▶ _EXERCISE PROMPT_
Go through the data and copy every line exactly, but not the images.

▶ _STORED DATA_
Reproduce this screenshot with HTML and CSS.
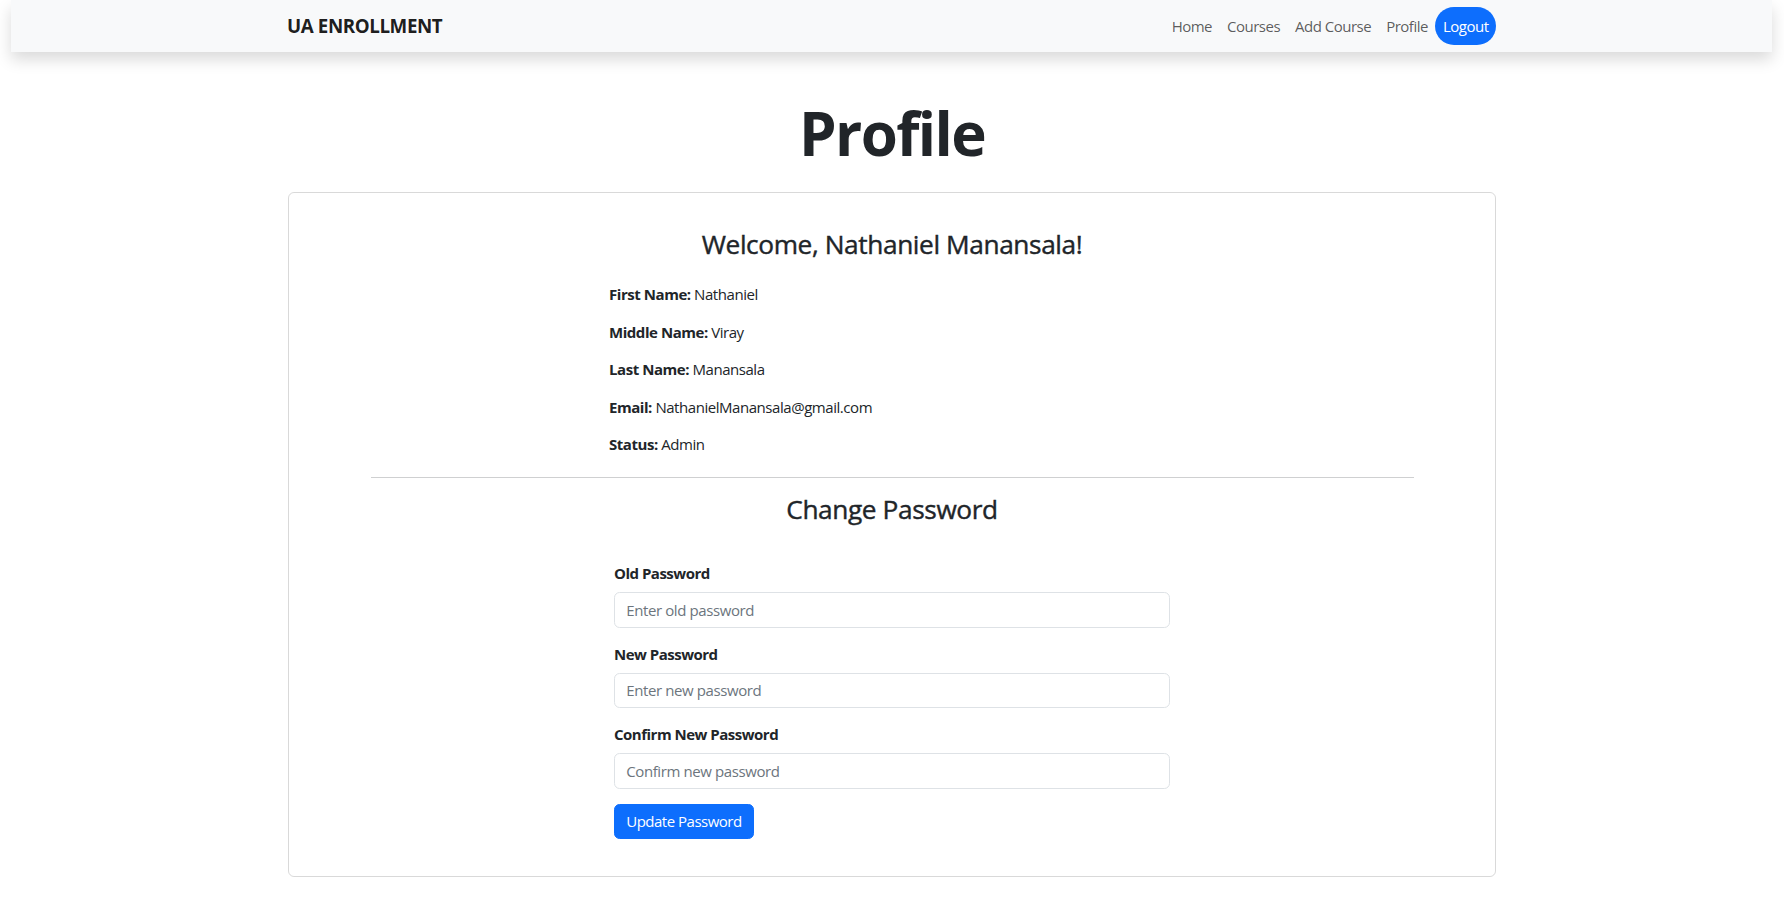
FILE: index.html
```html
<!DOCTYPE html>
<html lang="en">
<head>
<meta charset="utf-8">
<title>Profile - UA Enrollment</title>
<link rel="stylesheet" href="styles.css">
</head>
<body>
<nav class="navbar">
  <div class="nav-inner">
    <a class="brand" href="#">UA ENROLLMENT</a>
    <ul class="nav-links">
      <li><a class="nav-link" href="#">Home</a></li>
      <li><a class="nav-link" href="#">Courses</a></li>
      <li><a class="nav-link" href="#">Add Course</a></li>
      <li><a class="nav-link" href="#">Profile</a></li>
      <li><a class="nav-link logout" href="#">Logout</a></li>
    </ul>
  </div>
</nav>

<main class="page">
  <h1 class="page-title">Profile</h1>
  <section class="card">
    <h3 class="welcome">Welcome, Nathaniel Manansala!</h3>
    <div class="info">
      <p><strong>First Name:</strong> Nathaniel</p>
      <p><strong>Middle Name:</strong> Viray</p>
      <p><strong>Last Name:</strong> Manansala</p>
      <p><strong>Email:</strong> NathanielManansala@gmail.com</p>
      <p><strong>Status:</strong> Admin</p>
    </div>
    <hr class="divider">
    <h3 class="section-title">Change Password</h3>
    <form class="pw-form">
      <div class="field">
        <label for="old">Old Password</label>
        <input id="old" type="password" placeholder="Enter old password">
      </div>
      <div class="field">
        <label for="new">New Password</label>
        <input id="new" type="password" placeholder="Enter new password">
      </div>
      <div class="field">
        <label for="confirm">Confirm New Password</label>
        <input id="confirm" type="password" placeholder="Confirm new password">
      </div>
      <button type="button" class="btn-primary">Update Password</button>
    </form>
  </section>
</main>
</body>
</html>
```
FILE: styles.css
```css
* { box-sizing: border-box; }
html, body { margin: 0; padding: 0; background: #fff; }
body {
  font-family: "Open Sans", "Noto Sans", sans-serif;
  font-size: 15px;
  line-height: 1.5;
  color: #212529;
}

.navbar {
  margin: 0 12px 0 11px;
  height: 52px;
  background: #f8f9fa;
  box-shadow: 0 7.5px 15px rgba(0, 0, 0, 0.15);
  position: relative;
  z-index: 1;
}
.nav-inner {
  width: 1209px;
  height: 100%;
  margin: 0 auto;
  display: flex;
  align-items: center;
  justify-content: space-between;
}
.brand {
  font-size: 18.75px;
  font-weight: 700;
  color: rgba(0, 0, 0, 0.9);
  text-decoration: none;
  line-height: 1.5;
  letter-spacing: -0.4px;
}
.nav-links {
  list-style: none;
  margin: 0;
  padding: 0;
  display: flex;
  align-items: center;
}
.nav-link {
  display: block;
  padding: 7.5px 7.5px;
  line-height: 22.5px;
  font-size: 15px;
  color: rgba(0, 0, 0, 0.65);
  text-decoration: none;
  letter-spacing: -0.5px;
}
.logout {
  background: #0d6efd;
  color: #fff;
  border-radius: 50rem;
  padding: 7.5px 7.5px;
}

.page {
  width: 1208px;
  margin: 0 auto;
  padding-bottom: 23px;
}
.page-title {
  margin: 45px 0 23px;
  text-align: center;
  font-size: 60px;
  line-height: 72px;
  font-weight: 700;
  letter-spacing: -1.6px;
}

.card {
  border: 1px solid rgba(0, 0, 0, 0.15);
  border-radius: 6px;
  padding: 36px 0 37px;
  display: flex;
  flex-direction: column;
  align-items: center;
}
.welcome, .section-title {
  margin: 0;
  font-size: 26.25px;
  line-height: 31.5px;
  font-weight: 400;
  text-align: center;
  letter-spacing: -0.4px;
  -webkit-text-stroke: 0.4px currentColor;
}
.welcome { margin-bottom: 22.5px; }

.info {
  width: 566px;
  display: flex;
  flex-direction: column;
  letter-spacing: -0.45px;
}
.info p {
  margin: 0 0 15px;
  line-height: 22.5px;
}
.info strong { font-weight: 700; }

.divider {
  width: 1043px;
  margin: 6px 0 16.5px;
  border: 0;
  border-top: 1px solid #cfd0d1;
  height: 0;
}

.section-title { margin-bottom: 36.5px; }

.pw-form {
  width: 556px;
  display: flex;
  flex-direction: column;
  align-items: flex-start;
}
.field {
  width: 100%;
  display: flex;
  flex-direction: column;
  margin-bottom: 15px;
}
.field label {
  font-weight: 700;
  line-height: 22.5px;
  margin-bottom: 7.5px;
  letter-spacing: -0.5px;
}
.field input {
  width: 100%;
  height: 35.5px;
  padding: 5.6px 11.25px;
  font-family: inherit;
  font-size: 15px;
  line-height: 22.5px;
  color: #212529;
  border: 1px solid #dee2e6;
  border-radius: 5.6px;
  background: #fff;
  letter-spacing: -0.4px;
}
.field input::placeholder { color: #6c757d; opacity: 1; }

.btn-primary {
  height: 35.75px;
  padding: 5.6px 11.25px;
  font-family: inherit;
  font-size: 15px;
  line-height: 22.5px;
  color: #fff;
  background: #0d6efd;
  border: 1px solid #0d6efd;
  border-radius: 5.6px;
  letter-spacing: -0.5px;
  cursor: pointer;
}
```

▶ _EXERCISE RESPONSE_
Reproduce this screenshot with HTML and CSS.
FILE: index.html
```html
<!DOCTYPE html>
<html lang="en">
<head>
<meta charset="utf-8">
<title>Profile - UA Enrollment</title>
<link rel="stylesheet" href="styles.css">
</head>
<body>
<nav class="navbar">
  <div class="nav-inner">
    <a class="brand" href="#">UA ENROLLMENT</a>
    <ul class="nav-links">
      <li><a class="nav-link" href="#">Home</a></li>
      <li><a class="nav-link" href="#">Courses</a></li>
      <li><a class="nav-link" href="#">Add Course</a></li>
      <li><a class="nav-link" href="#">Profile</a></li>
      <li><a class="nav-link logout" href="#">Logout</a></li>
    </ul>
  </div>
</nav>

<main class="page">
  <h1 class="page-title">Profile</h1>
  <section class="card">
    <h3 class="welcome">Welcome, Nathaniel Manansala!</h3>
    <div class="info">
      <p><strong>First Name:</strong> Nathaniel</p>
      <p><strong>Middle Name:</strong> Viray</p>
      <p><strong>Last Name:</strong> Manansala</p>
      <p><strong>Email:</strong> NathanielManansala@gmail.com</p>
      <p><strong>Status:</strong> Admin</p>
    </div>
    <hr class="divider">
    <h3 class="section-title">Change Password</h3>
    <form class="pw-form">
      <div class="field">
        <label for="old">Old Password</label>
        <input id="old" type="password" placeholder="Enter old password">
      </div>
      <div class="field">
        <label for="new">New Password</label>
        <input id="new" type="password" placeholder="Enter new password">
      </div>
      <div class="field">
        <label for="confirm">Confirm New Password</label>
        <input id="confirm" type="password" placeholder="Confirm new password">
      </div>
      <button type="button" class="btn-primary">Update Password</button>
    </form>
  </section>
</main>
</body>
</html>
```
FILE: styles.css
```css
* { box-sizing: border-box; }
html, body { margin: 0; padding: 0; background: #fff; }
body {
  font-family: "Open Sans", "Noto Sans", sans-serif;
  font-size: 15px;
  line-height: 1.5;
  color: #212529;
}

.navbar {
  margin: 0 12px 0 11px;
  height: 52px;
  background: #f8f9fa;
  box-shadow: 0 7.5px 15px rgba(0, 0, 0, 0.15);
  position: relative;
  z-index: 1;
}
.nav-inner {
  width: 1209px;
  height: 100%;
  margin: 0 auto;
  display: flex;
  align-items: center;
  justify-content: space-between;
}
.brand {
  font-size: 18.75px;
  font-weight: 700;
  color: rgba(0, 0, 0, 0.9);
  text-decoration: none;
  line-height: 1.5;
  letter-spacing: -0.4px;
}
.nav-links {
  list-style: none;
  margin: 0;
  padding: 0;
  display: flex;
  align-items: center;
}
.nav-link {
  display: block;
  padding: 7.5px 7.5px;
  line-height: 22.5px;
  font-size: 15px;
  color: rgba(0, 0, 0, 0.65);
  text-decoration: none;
  letter-spacing: -0.5px;
}
.logout {
  background: #0d6efd;
  color: #fff;
  border-radius: 50rem;
  padding: 7.5px 7.5px;
}

.page {
  width: 1208px;
  margin: 0 auto;
  padding-bottom: 23px;
}
.page-title {
  margin: 45px 0 23px;
  text-align: center;
  font-size: 60px;
  line-height: 72px;
  font-weight: 700;
  letter-spacing: -1.6px;
}

.card {
  border: 1px solid rgba(0, 0, 0, 0.15);
  border-radius: 6px;
  padding: 36px 0 37px;
  display: flex;
  flex-direction: column;
  align-items: center;
}
.welcome, .section-title {
  margin: 0;
  font-size: 26.25px;
  line-height: 31.5px;
  font-weight: 400;
  text-align: center;
  letter-spacing: -0.4px;
  -webkit-text-stroke: 0.4px currentColor;
}
.welcome { margin-bottom: 22.5px; }

.info {
  width: 566px;
  display: flex;
  flex-direction: column;
  letter-spacing: -0.45px;
}
.info p {
  margin: 0 0 15px;
  line-height: 22.5px;
}
.info strong { font-weight: 700; }

.divider {
  width: 1043px;
  margin: 6px 0 16.5px;
  border: 0;
  border-top: 1px solid #cfd0d1;
  height: 0;
}

.section-title { margin-bottom: 36.5px; }

.pw-form {
  width: 556px;
  display: flex;
  flex-direction: column;
  align-items: flex-start;
}
.field {
  width: 100%;
  display: flex;
  flex-direction: column;
  margin-bottom: 15px;
}
.field label {
  font-weight: 700;
  line-height: 22.5px;
  margin-bottom: 7.5px;
  letter-spacing: -0.5px;
}
.field input {
  width: 100%;
  height: 35.5px;
  padding: 5.6px 11.25px;
  font-family: inherit;
  font-size: 15px;
  line-height: 22.5px;
  color: #212529;
  border: 1px solid #dee2e6;
  border-radius: 5.6px;
  background: #fff;
  letter-spacing: -0.4px;
}
.field input::placeholder { color: #6c757d; opacity: 1; }

.btn-primary {
  height: 35.75px;
  padding: 5.6px 11.25px;
  font-family: inherit;
  font-size: 15px;
  line-height: 22.5px;
  color: #fff;
  background: #0d6efd;
  border: 1px solid #0d6efd;
  border-radius: 5.6px;
  letter-spacing: -0.5px;
  cursor: pointer;
}
```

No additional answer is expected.